Les entreprises françaises ont perdu de l'argent en 2020 et leur dette est passée de 74 à 86% du PIB. Nicolas Barré fait le point sur une question d'actualité économique.
Un an après le premier confinement, le bilan de la crise est lourd pour les entreprises, malgré les aides publiques.

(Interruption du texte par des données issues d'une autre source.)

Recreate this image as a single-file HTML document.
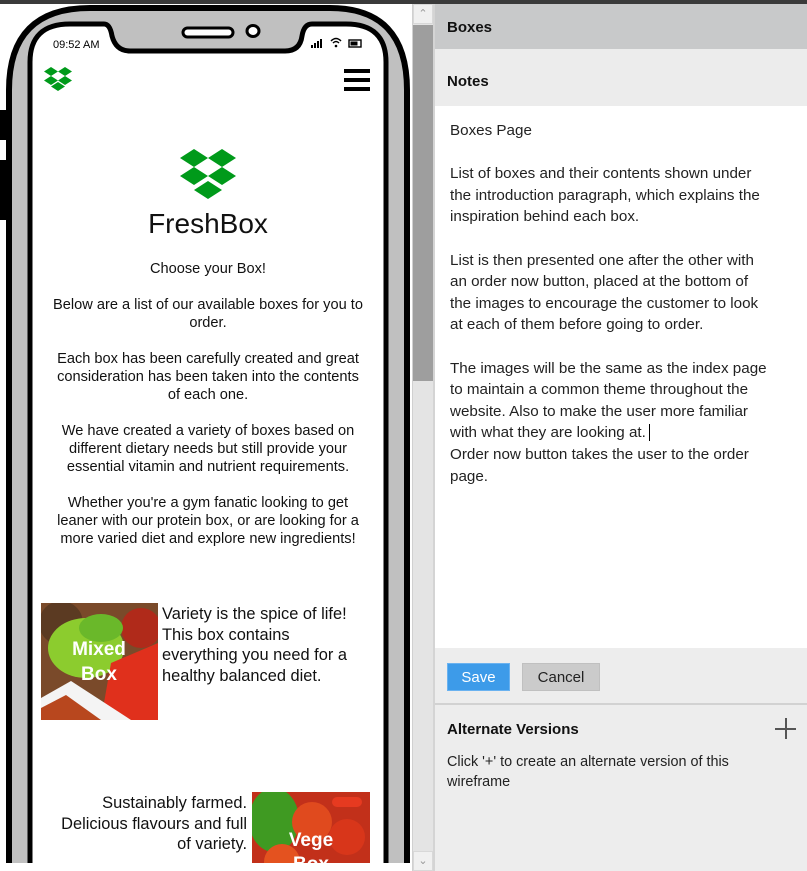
<!DOCTYPE html>
<html><head><meta charset="utf-8"><style>
*{margin:0;padding:0;box-sizing:border-box}
body{width:807px;height:871px;overflow:hidden;background:#fff;position:relative;font-family:"Liberation Sans",sans-serif}
.abs{position:absolute}
.ph{font-family:"Liberation Sans",sans-serif;color:#111;font-size:14.6px;line-height:18px;text-align:center}
.notes{font-size:15.2px;line-height:21.6px;color:#222}
</style></head><body>
<div class="abs" style="left:0;top:0;width:807px;height:4px;background:#3a3a3a"></div>

<!-- phone -->
<svg class="abs" style="left:0;top:0" width="412" height="871">
  <rect x="0" y="110" width="7" height="30" fill="#000"/>
  <rect x="0" y="160" width="7" height="60" fill="#000"/>
  <path d="M9 871 V90 Q9 8 90 8 H330 Q407 8 407 90 V871" fill="#c0c0c0" stroke="#000" stroke-width="6"/>
  <path d="M30 871 V62 Q30 24 70 24 H104 Q110 24 112 36 Q116 51 130 51 H285 Q300 51 302 36 Q304 24 312 24 H346 Q386 24 386 62 V871 Z" fill="#fff" stroke="#000" stroke-width="5"/>
  <rect x="183" y="28" width="50" height="9" rx="4.5" fill="#fff" stroke="#000" stroke-width="3"/>
  <ellipse cx="253" cy="31" rx="6" ry="5.5" fill="#fff" stroke="#000" stroke-width="3"/>
  <text x="53" y="48" font-family="Liberation Sans" font-size="11" fill="#000">09:52 AM</text>
  <rect x="311" y="45" width="2" height="3" fill="#000"/><rect x="314" y="43" width="2" height="5" fill="#000"/><rect x="317" y="41" width="2" height="7" fill="#000"/><rect x="320" y="39" width="2" height="9" fill="#000"/>
  <path d="M331 41 Q336 36 341 41 M333 43 Q336 40 339 43" stroke="#000" stroke-width="1.5" fill="none"/><circle cx="336" cy="46" r="1.3"/>
  <rect x="349" y="40" width="12" height="7" fill="none" stroke="#000" stroke-width="1.4"/><rect x="350.5" y="41.5" width="7" height="4" fill="#000"/>
  <rect x="344" y="69" width="26" height="4" fill="#000"/><rect x="344" y="78" width="26" height="4" fill="#000"/><rect x="344" y="87" width="26" height="4" fill="#000"/>
  <g fill="#009a1a" transform="translate(44,67) scale(0.5)">
    <path d="M14 0 L28 9 L14 18 L0 9Z M42 0 L56 9 L42 18 L28 9Z M14 18 L28 27 L14 36 L0 27Z M42 18 L56 27 L42 36 L28 27Z M28 30 L42 39 L28 48 L14 39Z"/>
  </g>
  <g fill="#009a1a" transform="translate(180,149)">
    <path d="M14 0 L28 9 L14 18 L0 9Z M42 0 L56 9 L42 18 L28 9Z M14 18 L28 27 L14 36 L0 27Z M42 18 L56 27 L42 36 L28 27Z M28 32 L42 41 L28 50 L14 41Z"/>
  </g>
</svg>

<div class="abs" style="left:30px;top:208px;width:356px;text-align:center;font-size:28px;color:#111;font-family:'Liberation Sans',sans-serif">FreshBox</div>
<div class="abs ph" style="left:30px;top:260px;width:356px">Choose your Box!<br><br>Below are a list of our available boxes for you to<br>order.<br><br>Each box has been carefully created and great<br>consideration has been taken into the contents<br>of each one.<br><br>We have created a variety of boxes based on<br>different dietary needs but still provide your<br>essential vitamin and nutrient requirements.<br><br>Whether you're a gym fanatic looking to get<br>leaner with our protein box, or are looking for a<br>more varied diet and explore new ingredients!</div>

<!-- mixed image -->
<svg class="abs" style="left:41px;top:603px" width="117" height="117">
  <rect width="117" height="117" fill="#7a4a2a"/>
  <circle cx="20" cy="20" r="22" fill="#5b3a22"/>
  <circle cx="100" cy="25" r="20" fill="#b02a1a"/>
  <ellipse cx="45" cy="45" rx="38" ry="30" fill="#8ccc2e"/>
  <ellipse cx="60" cy="25" rx="22" ry="14" fill="#6ab82a"/>
  <path d="M70 60 L117 40 L117 117 L60 117Z" fill="#e0301c"/>
  <path d="M0 95 L30 78 L90 117 L0 117Z" fill="#f4f4f4"/>
  <path d="M0 105 L25 92 L60 117 L0 117Z" fill="#b8471e"/>
  <text x="58" y="52" text-anchor="middle" font-family="Liberation Sans" font-weight="bold" font-size="19" fill="#fff">Mixed</text>
  <text x="58" y="77" text-anchor="middle" font-family="Liberation Sans" font-weight="bold" font-size="19" fill="#fff">Box</text>
</svg>
<div class="abs" style="left:162px;top:604px;font-size:16.4px;line-height:20.5px;color:#111;white-space:nowrap">Variety is the spice of life!<br>This box contains<br>everything you need for a<br>healthy balanced diet.</div>

<div class="abs" style="left:30px;top:793px;width:217px;text-align:right;font-size:16.4px;line-height:20.5px;color:#111;white-space:nowrap">Sustainably farmed.<br>Delicious flavours and full<br>of variety.</div>
<svg class="abs" style="left:252px;top:792px" width="118" height="71">
  <rect width="118" height="71" fill="#c2301a"/>
  <ellipse cx="22" cy="28" rx="25" ry="32" fill="#3f9a22"/>
  <circle cx="60" cy="30" r="20" fill="#e04a1e"/>
  <circle cx="95" cy="45" r="18" fill="#d8361a"/>
  <circle cx="30" cy="70" r="18" fill="#e4521f"/>
  <rect x="80" y="5" width="30" height="10" rx="5" fill="#e63a20"/>
  <text x="59" y="54" text-anchor="middle" font-family="Liberation Sans" font-weight="bold" font-size="19" fill="#fff">Vege</text>
  <text x="59" y="78" text-anchor="middle" font-family="Liberation Sans" font-weight="bold" font-size="19" fill="#fff">Box</text>
</svg>
<div class="abs" style="left:0;top:863px;width:412px;height:8px;background:#fff"></div>

<!-- scrollbar -->
<div class="abs" style="left:412px;top:4px;width:21px;height:867px;background:#e4e4e4;border-left:1px solid #d0d0d0"></div>
<div class="abs" style="left:413px;top:4px;width:20px;height:20px;background:#f0f0f0;border:1px solid #d8d8d8;color:#999;font-size:11px;text-align:center;line-height:18px">&#8963;</div>
<div class="abs" style="left:413px;top:25px;width:20px;height:356px;background:#9e9e9e"></div>
<div class="abs" style="left:413px;top:851px;width:20px;height:20px;background:#f0f0f0;border:1px solid #d8d8d8;color:#999;font-size:11px;text-align:center;line-height:18px">&#8964;</div>

<!-- right panel -->
<div class="abs" style="left:433px;top:4px;width:374px;height:867px;background:#ededed;border-left:2px solid #d4d4d4"></div>
<div class="abs" style="left:435px;top:4px;width:372px;height:45px;background:#c8c9ca;font-weight:bold;font-size:15px;line-height:48px;padding-left:12px;color:#111">Boxes</div>
<div class="abs" style="left:435px;top:49px;width:372px;height:57px;background:#ececec;font-weight:bold;font-size:15px;line-height:66px;padding-left:12px;color:#111">Notes</div>
<div class="abs" style="left:435px;top:106px;width:372px;height:542px;background:#fff"></div>
<div class="abs notes" style="left:450px;top:120px;width:355px;white-space:nowrap">Boxes Page<br><br>List of boxes and their contents shown under<br>the introduction paragraph, which explains the<br>inspiration behind each box.<br><br>List is then presented one after the other with<br>an order now button, placed at the bottom of<br>the images to encourage the customer to look<br>at each of them before going to order.<br><br>The images will be the same as the index page<br>to maintain a common theme throughout the<br>website. Also to make the user more familiar<br>with what they are looking at.<span style="border-left:1px solid #000;margin-left:3px"></span><br>Order now button takes the user to the order<br>page.</div>
<div class="abs" style="left:447px;top:663px;width:63px;height:28px;background:#3d9be9;border:1px solid #6ab2f0;color:#fff;font-size:15px;text-align:center;line-height:28px">Save</div>
<div class="abs" style="left:522px;top:663px;width:78px;height:28px;background:#cbcbcb;border:1px solid #c0c0c0;color:#222;font-size:15px;text-align:center;line-height:28px">Cancel</div>
<div class="abs" style="left:435px;top:703px;width:372px;height:2px;background:#d2d2d2"></div>
<div class="abs" style="left:447px;top:721px;font-weight:bold;font-size:15px;color:#111">Alternate Versions</div>
<div class="abs" style="left:775px;top:728px;width:21px;height:1.5px;background:#555"></div>
<div class="abs" style="left:785px;top:718px;width:1.5px;height:21px;background:#555"></div>
<div class="abs" style="left:447px;top:752px;font-size:14.4px;line-height:20px;color:#222">Click '+' to create an alternate version of this<br>wireframe</div>
</body></html>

Les entreprises en effet ont été fortement mises à contribution, plus que les ménages. Ceci reflète les choix collectifs qui ont été effectués depuis un an: avec le chômage partiel notamment, le gouvernement a cherché à préserver le pouvoir d’achat des ménages qui a globalement stagné l’an dernier. Au fond, l’État a voulu neutraliser l’impact de la crise pour les ménages. Il a joué à fond son rôle d’amortisseur. Pour les entreprises, en revanche, ce n’est pas la même histoire. Selon les calculs de l’institut de recherche économique Rexecode, l’ensemble des sociétés non financières françaises a plongé dans le rouge l’an dernier. Elles ont payé un lourd tribut.
C’est historique, ça n’était pas arrivé depuis plus de 30 ans.

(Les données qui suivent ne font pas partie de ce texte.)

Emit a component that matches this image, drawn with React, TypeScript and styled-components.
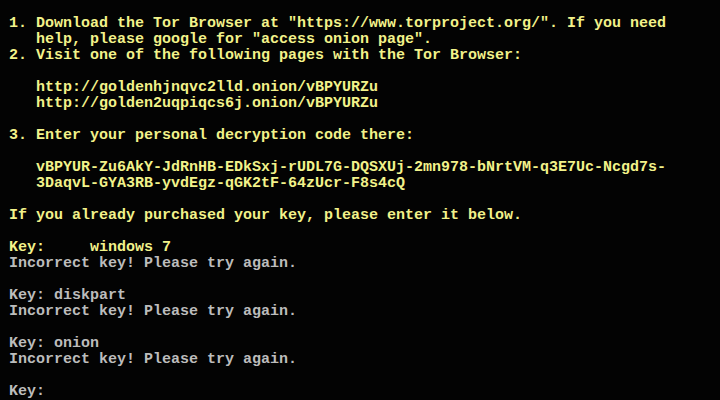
import React from "react";
import styled, { createGlobalStyle } from "styled-components";

const GlobalStyle = createGlobalStyle`
    html, body {
        margin: 0;
        padding: 0;
        background: #000;
    }
`;

type Tone = "yellow" | "grey";

const tones: Record<Tone, string> = {
    yellow: "#f2f28a",
    grey: "#bcbcbc",
};

// each row is one line of an 80x25 text screen (9x16 cells)
const lines: [string, Tone][] = [
    ["", "yellow"],
    [' 1. Download the Tor Browser at "https://www.torproject.org/". If you need', "yellow"],
    ['    help, please google for "access onion page".', "yellow"],
    [" 2. Visit one of the following pages with the Tor Browser:", "yellow"],
    ["", "yellow"],
    ["    http://goldenhjnqvc2lld.onion/vBPYURZu", "yellow"],
    ["    http://golden2uqpiqcs6j.onion/vBPYURZu", "yellow"],
    ["", "yellow"],
    [" 3. Enter your personal decryption code there:", "yellow"],
    ["", "yellow"],
    ["    vBPYUR-Zu6AkY-JdRnHB-EDkSxj-rUDL7G-DQSXUj-2mn978-bNrtVM-q3E7Uc-Ncgd7s-", "yellow"],
    ["    3DaqvL-GYA3RB-yvdEgz-qGK2tF-64zUcr-F8s4cQ", "yellow"],
    ["", "yellow"],
    [" If you already purchased your key, please enter it below.", "yellow"],
    ["", "yellow"],
    [" Key:     windows 7", "yellow"],
    [" Incorrect key! Please try again.", "grey"],
    ["", "grey"],
    [" Key: diskpart", "grey"],
    [" Incorrect key! Please try again.", "grey"],
    ["", "grey"],
    [" Key: onion", "grey"],
    [" Incorrect key! Please try again.", "grey"],
    ["", "grey"],
    [" Key:", "grey"],
];

export default function App() {
    return (
        <>
            <GlobalStyle />
            <Screen>
                {lines.map(([text, tone], index) => (
                    <Line key={index} $tone={tone}>{text}</Line>
                ))}
            </Screen>
        </>
    );
}

const Screen = styled.div`
    width: 720px;
    height: 400px;
    background-color: #030303;
    overflow: hidden;
    display: flex;
    flex-direction: column;
`;

const Line = styled.div<{ $tone: Tone }>`
    height: 16px;
    line-height: 16px;
    font-family: "Liberation Mono", "DejaVu Sans Mono", monospace;
    font-size: 15px;
    font-weight: bold;
    white-space: pre;
    color: ${(p) => tones[p.$tone]};
`;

Depuis 1984 exactement. Si on fait le total des bénéfices et des pertes de toutes les sociétés françaises, bon an mal an on arrive toujours à un résultat positif de plusieurs dizaines de milliards d’euros, ça tourne entre 40 et 60 milliards d’euros depuis le milieu des années 1990. Et heureusement, car ce sont ces bénéfices globaux qui permettent à nos entreprises d’investir et de se développer. En 2019, avant le Covid, leur bénéfice a même atteint 75 milliards. Or l’an dernier, pour la première fois donc depuis bien longtemps, "l’entreprise France", si on peut dire, était en perte, une perte de cinq milliards d’euros. Le taux de marge est également tombé au plus bas depuis le milieu des années 80, et ça c’est évidemment une fragilité pour la suite.
Ça se traduit par un recours plus important à l’endettement.
Les entreprises ont dû s’endetter pour simplement maintenir leurs capacités de production. On parle souvent de la dette publique, qui a dépassé 100% du PIB, on est même à 120%. La dette des entreprises aussi a bondi, elle est passée de 74 à 86% du PIB, c’est-à-dire pas loin du double du ratio des entreprises allemandes. Voilà pourquoi il est crucial maintenant que les entreprises françaises renforcent leurs fonds propres : c’est l’objet du plan qui a été annoncé la semaine dernière. En préservant le pouvoir d’achat des ménages, le gouvernement a sauvé la consommation, dont acte. Mais dans le même temps la situation financière des entreprises s’est fragilisée. La priorité désormais va être d’éviter que trop d’entre elles ne décrochent.